Enfin votre rapporteur spécial relève que la pérennité de la petite école française de Siem Reap (25 élèves, dont la moitié de Cambodgiens de familles relativement aisées), dont l'échec de la demande de conventionnement auprès de l'AEFE a été vécu comme « vexatoire », est menacée après 2009, risquant donc de conforter l'« anglicisation » des enfants sur place. Il serait sans doute logique et utile que dans les lieux plus isolés, tels que Siem Reap, l'Alliance française locale puisse également faire office d'école.

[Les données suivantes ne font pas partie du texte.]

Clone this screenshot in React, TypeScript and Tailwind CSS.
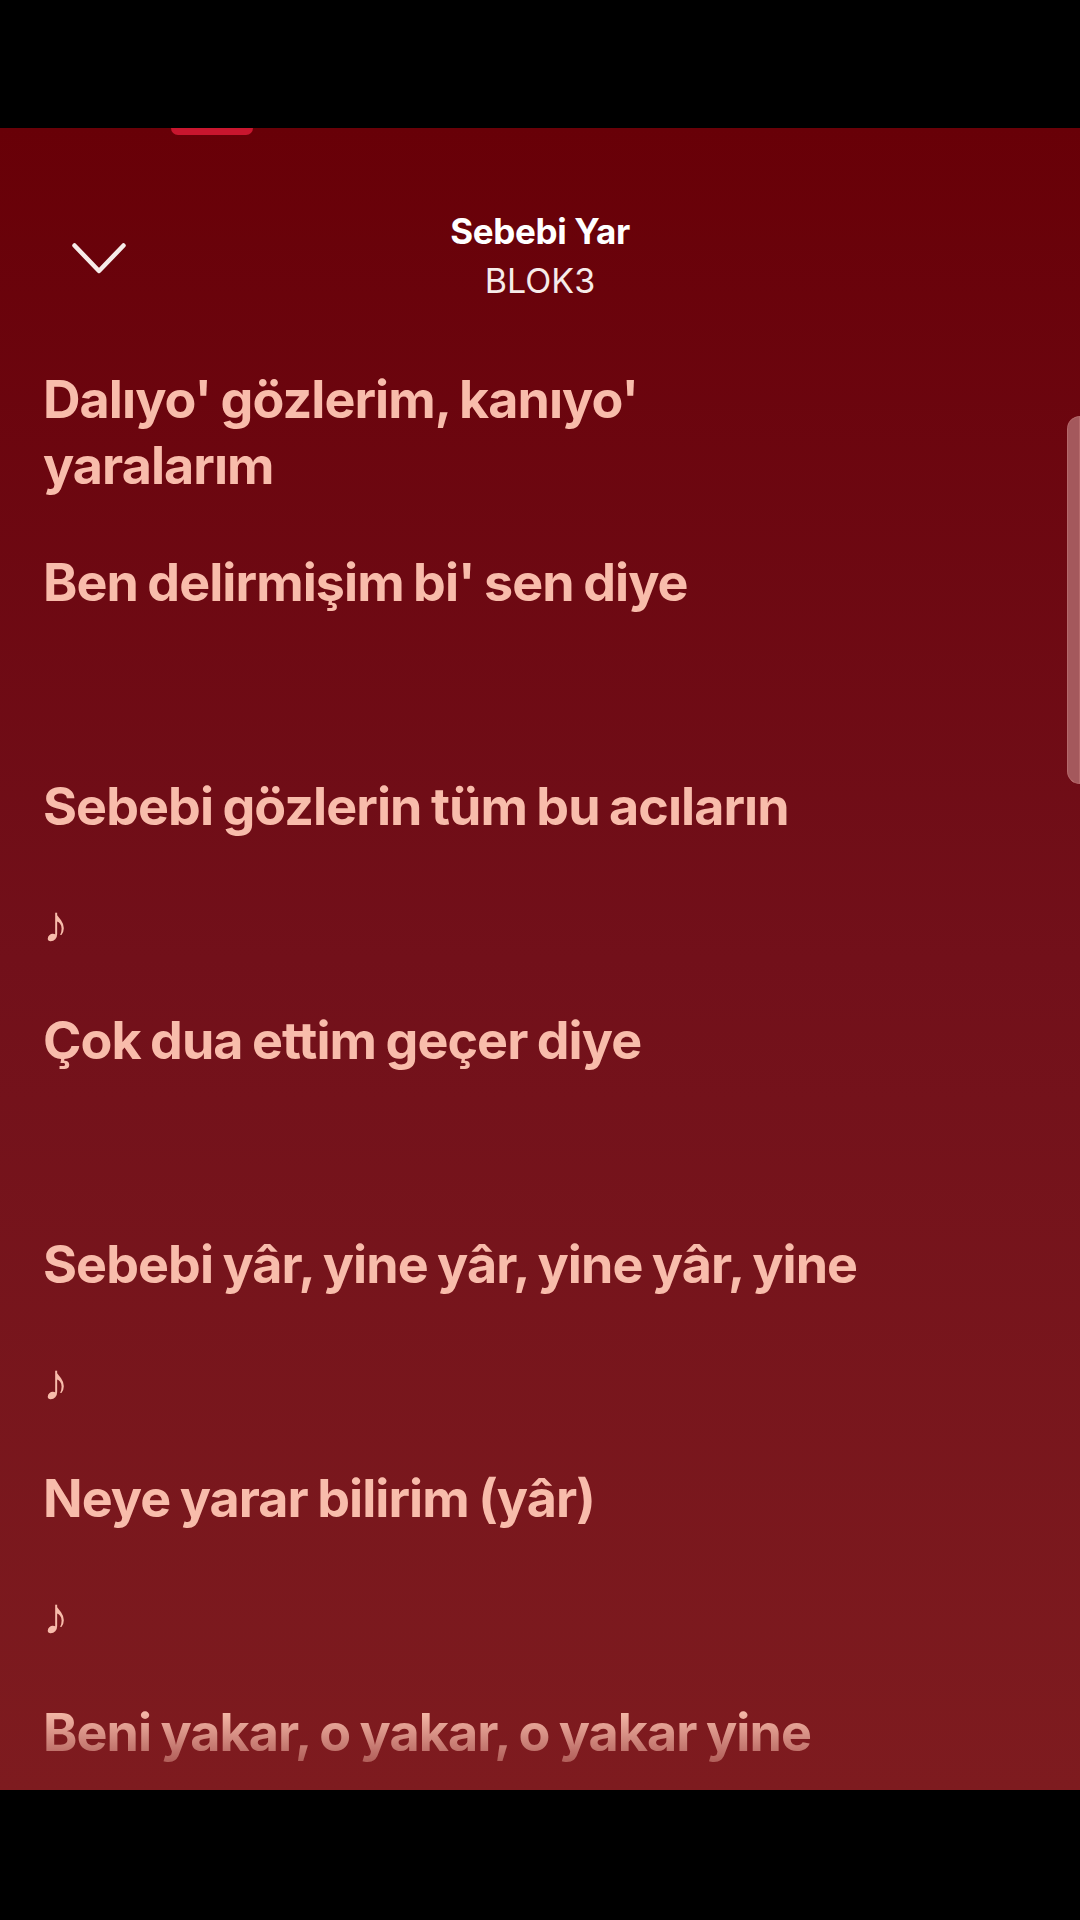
const lines: string[] = [
  "Dalıyo' gözlerim, kanıyo' yaralarım",
  "Ben delirmişim bi' sen diye",
  "",
  "Sebebi gözlerin tüm bu acıların",
  "♪",
  "Çok dua ettim geçer diye",
  "",
  "Sebebi yâr, yine yâr, yine yâr, yine",
  "♪",
  "Neye yarar bilirim (yâr)",
  "♪",
  "Beni yakar, o yakar, o yakar yine",
]

const ChevronDown = () => (
  <svg width="54" height="31" viewBox="0 0 54 31" fill="none">
    <polyline points="2.5,2.5 27,28 51.5,2.5" stroke="#f7ece9" strokeWidth="4.5" strokeLinecap="round" strokeLinejoin="round" />
  </svg>
)

const App = () => {
  return (
    <div className="w-[1080px] h-[1920px] bg-black flex flex-col font-['Inter','Noto_Sans',sans-serif]">
      <div className="h-[128px] shrink-0 bg-black" />
      <main className="relative h-[1662px] shrink-0 overflow-hidden bg-gradient-to-b from-[#680007] via-[#72101a] to-[#7e1b1f]">
        <div className="absolute top-0 left-[171px] w-[82px] h-[7px] rounded-b-full bg-[#c8162e]" />

        <header className="grid grid-cols-[1fr_auto_1fr] pt-[83px]">
          <div className="pl-[72px] pt-[32px]">
            <ChevronDown />
          </div>
          <div className="flex flex-col items-center">
            <span className="text-[35px] leading-[40px] font-bold text-white tracking-[-0.01em]">Sebebi Yar</span>
            <span className="mt-[10px] text-[34px] leading-[40px] text-[#f6ece9]">BLOK3</span>
          </div>
          <div />
        </header>

        <section className="flex flex-col gap-[51px] pl-[43px] pt-[66px] max-w-[866px]">
          {lines.map((line, i) =>
            line === "" ? (
              <div key={i} className="h-[56px]" />
            ) : (
              <p key={i} className="text-[52px] leading-[66px] font-bold text-[#f8bcab] tracking-[-0.018em] [word-spacing:-2px]">
                {line}
              </p>
            )
          )}
        </section>

        <div className="absolute bottom-0 left-0 right-0 h-[80px] bg-gradient-to-b from-[#7e1b1f]/0 to-[#7e1b1f]/90" />
        <div className="absolute top-[288px] right-0 w-[13px] h-[368px] rounded-l-full bg-[#a4585c] border border-[#b56a6c]" />
      </main>
      <div className="flex-1 bg-black" />
    </div>
  )
}

export default App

* 79 Avec un reste à décaisser début 2007 de près des trois quarts du montant programmé, malgré un premier report de 20 mois de la date de clôture, au 31 décembre 2007.

* 80 La durée d'exécution de ce projet, initialement fixée à 3 ans, a été doublée, sans pour autant avoir l'assurance que les décaissements seront achevés d'ici la date de clôture modifiée.

* 81 Indépendamment de possibles événements tragiques, comme cela fut le cas en 2006.

* 82 Cette garantie, retenue pendant un an à compter de la réception des travaux, est bien calculée sur la base du montant global, intégrant les éventuels avenants.

* 83 D'autant que le poste, plutôt considéré comme « bon élève », obtient en général des délégations de crédits conformes à ses prévisions et demandes.

* 84 Dans le cadre de la procédure de réévaluation qui conditionne la liquidation, il est parfois nécessaire de « réengager » les crédits.

* 85 L'appréciation par le SCAC de l'action du GRET au Cambodge est ainsi plutôt critique.